**Challenge**
Only the number is wanted: count the lines that contain "index".

**Data shown**
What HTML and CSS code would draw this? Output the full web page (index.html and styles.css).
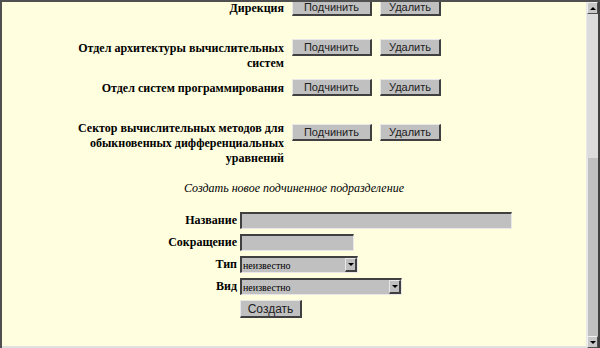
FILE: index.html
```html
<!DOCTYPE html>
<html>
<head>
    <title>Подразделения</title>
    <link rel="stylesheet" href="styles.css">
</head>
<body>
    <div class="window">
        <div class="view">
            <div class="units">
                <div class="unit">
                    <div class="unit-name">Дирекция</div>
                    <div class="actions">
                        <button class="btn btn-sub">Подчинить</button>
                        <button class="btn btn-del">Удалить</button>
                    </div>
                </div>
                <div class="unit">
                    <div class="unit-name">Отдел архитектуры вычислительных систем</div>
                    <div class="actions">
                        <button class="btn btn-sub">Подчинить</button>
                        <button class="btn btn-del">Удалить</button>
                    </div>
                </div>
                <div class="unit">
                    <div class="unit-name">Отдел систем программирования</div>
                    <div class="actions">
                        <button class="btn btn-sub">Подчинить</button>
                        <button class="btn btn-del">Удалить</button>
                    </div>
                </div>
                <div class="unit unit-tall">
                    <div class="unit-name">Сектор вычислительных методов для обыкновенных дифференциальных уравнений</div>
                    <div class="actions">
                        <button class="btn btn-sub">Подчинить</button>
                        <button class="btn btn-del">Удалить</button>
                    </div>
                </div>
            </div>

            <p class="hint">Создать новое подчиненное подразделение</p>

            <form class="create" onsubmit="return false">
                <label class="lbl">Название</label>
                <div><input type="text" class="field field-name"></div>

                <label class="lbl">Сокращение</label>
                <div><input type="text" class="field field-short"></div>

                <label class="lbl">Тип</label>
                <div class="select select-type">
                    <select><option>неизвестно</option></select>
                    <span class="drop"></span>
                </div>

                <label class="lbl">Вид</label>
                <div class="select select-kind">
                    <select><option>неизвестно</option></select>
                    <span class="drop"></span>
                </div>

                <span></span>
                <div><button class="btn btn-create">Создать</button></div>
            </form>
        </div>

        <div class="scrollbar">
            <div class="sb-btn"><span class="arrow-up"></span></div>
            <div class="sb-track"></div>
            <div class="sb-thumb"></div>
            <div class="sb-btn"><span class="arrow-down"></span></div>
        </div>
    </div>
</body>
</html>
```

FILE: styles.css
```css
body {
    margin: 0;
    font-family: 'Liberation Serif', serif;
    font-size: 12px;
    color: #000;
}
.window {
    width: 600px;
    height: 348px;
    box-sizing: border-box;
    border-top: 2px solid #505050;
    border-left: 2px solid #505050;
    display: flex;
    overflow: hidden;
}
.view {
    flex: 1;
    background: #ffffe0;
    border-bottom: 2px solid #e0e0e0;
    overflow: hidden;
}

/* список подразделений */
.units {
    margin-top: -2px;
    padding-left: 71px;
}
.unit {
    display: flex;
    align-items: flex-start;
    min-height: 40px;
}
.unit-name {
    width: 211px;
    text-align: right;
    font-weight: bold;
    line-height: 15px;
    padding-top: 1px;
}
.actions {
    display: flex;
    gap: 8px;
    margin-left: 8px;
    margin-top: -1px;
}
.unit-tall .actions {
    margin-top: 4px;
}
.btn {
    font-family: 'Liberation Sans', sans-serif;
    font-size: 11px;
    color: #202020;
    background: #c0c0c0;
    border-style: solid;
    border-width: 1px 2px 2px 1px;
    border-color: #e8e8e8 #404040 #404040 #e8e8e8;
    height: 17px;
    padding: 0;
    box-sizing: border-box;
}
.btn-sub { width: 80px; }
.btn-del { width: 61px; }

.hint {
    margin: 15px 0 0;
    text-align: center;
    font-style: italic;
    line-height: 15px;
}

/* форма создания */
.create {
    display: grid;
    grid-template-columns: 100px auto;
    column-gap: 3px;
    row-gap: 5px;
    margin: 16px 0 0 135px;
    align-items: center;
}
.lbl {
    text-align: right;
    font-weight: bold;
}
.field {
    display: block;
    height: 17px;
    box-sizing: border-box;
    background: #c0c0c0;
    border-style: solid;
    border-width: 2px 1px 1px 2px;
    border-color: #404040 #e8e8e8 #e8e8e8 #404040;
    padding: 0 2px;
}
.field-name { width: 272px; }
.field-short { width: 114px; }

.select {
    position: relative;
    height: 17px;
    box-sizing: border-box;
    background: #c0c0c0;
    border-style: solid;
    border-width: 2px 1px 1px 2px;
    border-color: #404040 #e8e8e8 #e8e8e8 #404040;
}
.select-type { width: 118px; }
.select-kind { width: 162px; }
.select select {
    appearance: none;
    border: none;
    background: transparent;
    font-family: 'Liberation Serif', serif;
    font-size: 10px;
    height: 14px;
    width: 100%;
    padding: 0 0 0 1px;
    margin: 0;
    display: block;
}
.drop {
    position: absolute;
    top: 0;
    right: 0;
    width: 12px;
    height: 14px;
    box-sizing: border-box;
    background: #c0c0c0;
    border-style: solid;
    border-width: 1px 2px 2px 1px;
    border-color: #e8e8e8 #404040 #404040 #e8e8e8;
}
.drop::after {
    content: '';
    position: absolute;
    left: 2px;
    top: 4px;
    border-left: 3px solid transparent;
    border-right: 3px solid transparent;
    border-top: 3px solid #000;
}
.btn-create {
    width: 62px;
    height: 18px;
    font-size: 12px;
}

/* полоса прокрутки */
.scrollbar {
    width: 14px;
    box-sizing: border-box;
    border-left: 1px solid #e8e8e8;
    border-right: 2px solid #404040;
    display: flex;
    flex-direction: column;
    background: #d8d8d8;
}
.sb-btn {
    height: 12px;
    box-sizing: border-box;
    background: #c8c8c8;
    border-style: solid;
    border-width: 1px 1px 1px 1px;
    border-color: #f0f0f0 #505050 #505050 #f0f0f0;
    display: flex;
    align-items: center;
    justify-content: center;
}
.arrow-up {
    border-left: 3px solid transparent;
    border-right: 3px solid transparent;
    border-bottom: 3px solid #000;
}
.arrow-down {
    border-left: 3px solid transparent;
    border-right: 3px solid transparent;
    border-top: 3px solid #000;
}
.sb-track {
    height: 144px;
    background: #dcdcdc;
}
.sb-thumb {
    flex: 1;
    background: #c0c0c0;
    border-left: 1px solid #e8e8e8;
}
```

**Task result**
2